-- Exercise data start --

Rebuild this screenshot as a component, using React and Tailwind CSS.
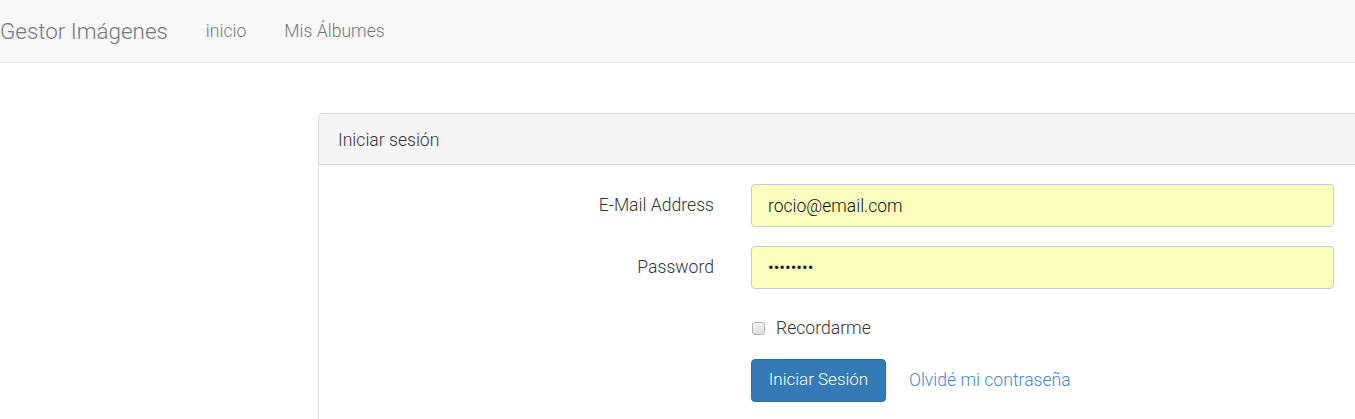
import React from 'react';

const font = { fontFamily: 'Roboto, "Noto Sans", sans-serif' };

const Navbar = () => (
  <nav className="h-[63px] bg-[#f8f8f8] border-b border-[#e7e7e7] flex items-center font-light">
    <a className="text-[22.4px] text-[#777] leading-none">Gestor Imágenes</a>
    <div className="flex items-center ml-[38px] gap-[38px] text-[17.6px] text-[#777]">
      <a>inicio</a>
      <a>Mis Álbumes</a>
    </div>
  </nav>
);

const FormRow = ({ label, children }) => (
  <div className="flex items-center">
    <label className="w-[395px] text-right text-[17.6px] font-light text-[#333]">{label}</label>
    <div className="ml-[37px]">{children}</div>
  </div>
);

const inputCls =
  'w-[583px] h-[43px] rounded-[4px] border border-[#cccccc] bg-[#faffbd] pl-[16px] text-[17.5px] font-light text-[#111] outline-none';

export default function App() {
  return (
    <div className="w-full h-[419px] overflow-hidden bg-white" style={font}>
      <Navbar />
      <div className="pl-[318px] pt-[50px]">
        {/* Login panel */}
        <div className="w-[1100px] h-[400px] border border-[#dcdcdc] rounded-[4px]">
          <div className="h-[51px] bg-[#f5f5f5] border-b border-[#dcdcdc] rounded-t-[4px] flex items-center pl-[19px] pt-[3px] text-[17.6px] font-light text-[#333]">
            Iniciar sesión
          </div>
          <div className="pt-[19px] flex flex-col">
            <FormRow label="E-Mail Address">
              <input className={inputCls} type="email" readOnly value="rocio@email.com" />
            </FormRow>
            <div className="mt-[19px]">
              <FormRow label="Password">
                <input className={inputCls} type="password" readOnly value="12345678" />
              </FormRow>
            </div>
            <div className="ml-[432px] mt-[31px] flex items-center h-[16px]">
              <span className="w-[13px] h-[13px] ml-[1px] rounded-[3px] border border-[#b5b5b5] bg-gradient-to-b from-[#f4f4f4] to-[#dcdcdc]"></span>
              <span className="ml-[11px] text-[17.6px] font-light text-[#333]">Recordarme</span>
            </div>
            <div className="ml-[432px] mt-[23px] flex items-center">
              <button className="h-[43px] w-[135px] rounded-[4px] bg-[#337ab7] border border-[#2e6da4] text-white text-[17px] font-light pb-[1px]">
                Iniciar Sesión
              </button>
              <a className="ml-[23px] text-[17.6px] font-light text-[#4a86cf]">Olvidé mi contraseña</a>
            </div>
          </div>
        </div>
      </div>
    </div>
  );
}
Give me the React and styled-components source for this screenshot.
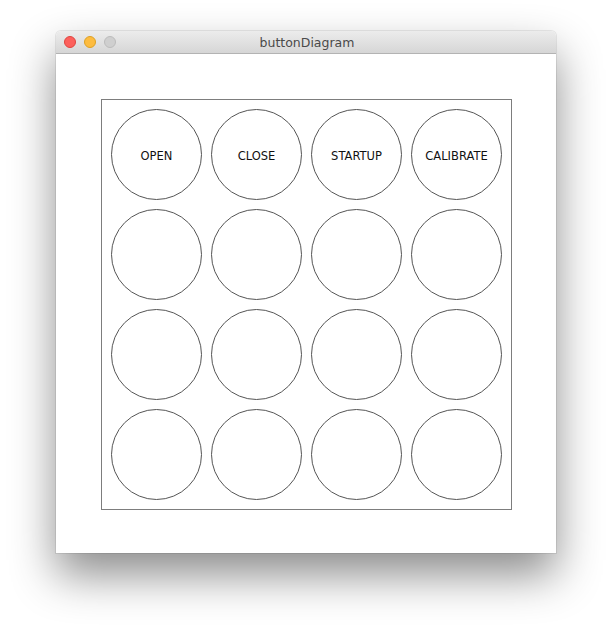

-- Exercise data end --

Restate the full listing verbatim and drop every picture.

The reply
Rebuild this screenshot as a component, using React and Tailwind CSS.
import React from 'react';

const font = { fontFamily: 'Roboto, "Noto Sans", sans-serif' };

const Navbar = () => (
  <nav className="h-[63px] bg-[#f8f8f8] border-b border-[#e7e7e7] flex items-center font-light">
    <a className="text-[22.4px] text-[#777] leading-none">Gestor Imágenes</a>
    <div className="flex items-center ml-[38px] gap-[38px] text-[17.6px] text-[#777]">
      <a>inicio</a>
      <a>Mis Álbumes</a>
    </div>
  </nav>
);

const FormRow = ({ label, children }) => (
  <div className="flex items-center">
    <label className="w-[395px] text-right text-[17.6px] font-light text-[#333]">{label}</label>
    <div className="ml-[37px]">{children}</div>
  </div>
);

const inputCls =
  'w-[583px] h-[43px] rounded-[4px] border border-[#cccccc] bg-[#faffbd] pl-[16px] text-[17.5px] font-light text-[#111] outline-none';

export default function App() {
  return (
    <div className="w-full h-[419px] overflow-hidden bg-white" style={font}>
      <Navbar />
      <div className="pl-[318px] pt-[50px]">
        {/* Login panel */}
        <div className="w-[1100px] h-[400px] border border-[#dcdcdc] rounded-[4px]">
          <div className="h-[51px] bg-[#f5f5f5] border-b border-[#dcdcdc] rounded-t-[4px] flex items-center pl-[19px] pt-[3px] text-[17.6px] font-light text-[#333]">
            Iniciar sesión
          </div>
          <div className="pt-[19px] flex flex-col">
            <FormRow label="E-Mail Address">
              <input className={inputCls} type="email" readOnly value="rocio@email.com" />
            </FormRow>
            <div className="mt-[19px]">
              <FormRow label="Password">
                <input className={inputCls} type="password" readOnly value="12345678" />
              </FormRow>
            </div>
            <div className="ml-[432px] mt-[31px] flex items-center h-[16px]">
              <span className="w-[13px] h-[13px] ml-[1px] rounded-[3px] border border-[#b5b5b5] bg-gradient-to-b from-[#f4f4f4] to-[#dcdcdc]"></span>
              <span className="ml-[11px] text-[17.6px] font-light text-[#333]">Recordarme</span>
            </div>
            <div className="ml-[432px] mt-[23px] flex items-center">
              <button className="h-[43px] w-[135px] rounded-[4px] bg-[#337ab7] border border-[#2e6da4] text-white text-[17px] font-light pb-[1px]">
                Iniciar Sesión
              </button>
              <a className="ml-[23px] text-[17.6px] font-light text-[#4a86cf]">Olvidé mi contraseña</a>
            </div>
          </div>
        </div>
      </div>
    </div>
  );
}
Give me the React and styled-components source for this screenshot.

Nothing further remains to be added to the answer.